I need to write a custom filter for solr analyzer phase. The idea is to first tokenize the input business name by whitespace then apply a set of filters for lower case, patterns replacement and removing the stop words. After these filters, I want to merge (concatenate) all the token into one token and then apply the NGramFilterFactory for generating N-Grams from the token.
The reason I want to combine the all the token (generated initially from business name) is that I would not miss the tokens (whose length is less then N, in NGramFilter) from indexing in the solr and user might not insert the proper spaces while entering the business name.

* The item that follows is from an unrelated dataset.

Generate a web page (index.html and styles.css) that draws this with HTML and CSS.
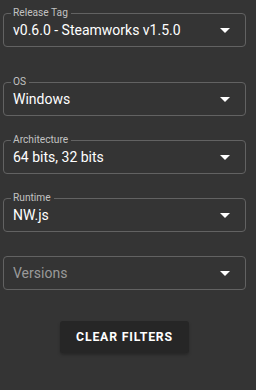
FILE: index.html
```html
<!DOCTYPE html>
<html lang="en">
<head>
<meta charset="utf-8">
<link rel="stylesheet" href="styles.css">
</head>
<body>
<div class="filters">
  <div class="field field-first">
    <span class="label">Release Tag</span>
    <span class="value">v0.6.0 - Steamworks v1.5.0</span>
    <svg class="arrow" viewBox="0 0 10 5" width="10" height="5"><path d="M0 0 L5 5 L10 0 Z" fill="#fff"/></svg>
  </div>
  <div class="field">
    <span class="label">OS</span>
    <span class="value">Windows</span>
    <svg class="arrow" viewBox="0 0 10 5" width="10" height="5"><path d="M0 0 L5 5 L10 0 Z" fill="#fff"/></svg>
  </div>
  <div class="field">
    <span class="label">Architecture</span>
    <span class="value">64 bits, 32 bits</span>
    <svg class="arrow" viewBox="0 0 10 5" width="10" height="5"><path d="M0 0 L5 5 L10 0 Z" fill="#fff"/></svg>
  </div>
  <div class="field">
    <span class="label">Runtime</span>
    <span class="value">NW.js</span>
    <svg class="arrow" viewBox="0 0 10 5" width="10" height="5"><path d="M0 0 L5 5 L10 0 Z" fill="#fff"/></svg>
  </div>
  <div class="field">
    <span class="value placeholder">Versions</span>
    <svg class="arrow" viewBox="0 0 10 5" width="10" height="5"><path d="M0 0 L5 5 L10 0 Z" fill="#fff"/></svg>
  </div>
  <div class="actions">
    <button class="clear">CLEAR FILTERS</button>
  </div>
</div>
</body>
</html>
```

FILE: styles.css
```css
html, body {
  margin: 0;
  padding: 0;
  background: #343434;
  height: 100%;
}
body {
  font-family: Roboto, "Liberation Sans", sans-serif;
  color: #fff;
}
.filters {
  display: flex;
  flex-direction: column;
  padding: 13px 0 0 3px;
  width: 243px;
}
.field {
  position: relative;
  box-sizing: border-box;
  height: 34px;
  border: 1px solid #626262;
  border-radius: 4px;
  display: flex;
  align-items: center;
  padding: 0 15px 0 9px;
  margin-bottom: 24px;
}
.field-first {
  margin-bottom: 35px;
}
.label {
  position: absolute;
  top: -7px;
  left: 7px;
  padding: 0 3px 0 2px;
  background: #343434;
  font-size: 10.2px;
  line-height: 12px;
  color: #c2c2c2;
}
.value {
  flex: 1;
  font-size: 14px;
  line-height: 16px;
  color: #fff;
  white-space: nowrap;
}
.placeholder {
  color: #9a9a9a;
}
.arrow {
  display: block;
  flex: none;
}
.actions {
  display: flex;
  justify-content: center;
  margin-top: 7px;
}
.clear {
  height: 32px;
  padding: 0 16px;
  border: none;
  border-radius: 3px;
  background: #262626;
  color: #fff;
  font-family: Roboto, "Liberation Sans", sans-serif;
  font-weight: 700;
  font-size: 12.3px;
  letter-spacing: 0.8px;
  box-shadow: 0 2px 3px rgba(0,0,0,0.25);
}
```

Please let me know for more clarification.
I made an attempt to write one custom filter for the same but this is not working properly and I am able to understand the behavior of it.
When I query the name "apple" then it return n1 number of results.
when I query the name "computers" then it returns n2 results.
when I query the name "apple computers" then it returns n3 results.
when I query the name "computers apple" then it returns n4 results.
Here n3 < (n1,n2) and n3 != n4
Here is the code: I am using solr 4.10.2 version and included same solr-core jars.
public class ConcatFilter extends TokenFilter {
private CharTermAttribute charTermAtt;
private StringBuilder builder = new StringBuilder();
public ConcatFilter(TokenStream input)
{
super(input);
charTermAtt = addAttribute(CharTermAttribute.class);
}
@Override
public boolean incrementToken() throws IOException {
if(input.incrementToken()) {
int len = charTermAtt.length();
char buffer[] = charTermAtt.buffer();
builder.append(buffer, 0, len);
char[] newBuffer = builder.toString().toCharArray();
int newLength = builder.length();
charTermAtt.setEmpty();
charTermAtt.copyBuffer(newBuffer, 0, newLength);
charTermAtt.setLength(newLength);
return true;
} else {
builder.delete(0, builder.length());
return false;
}
}
}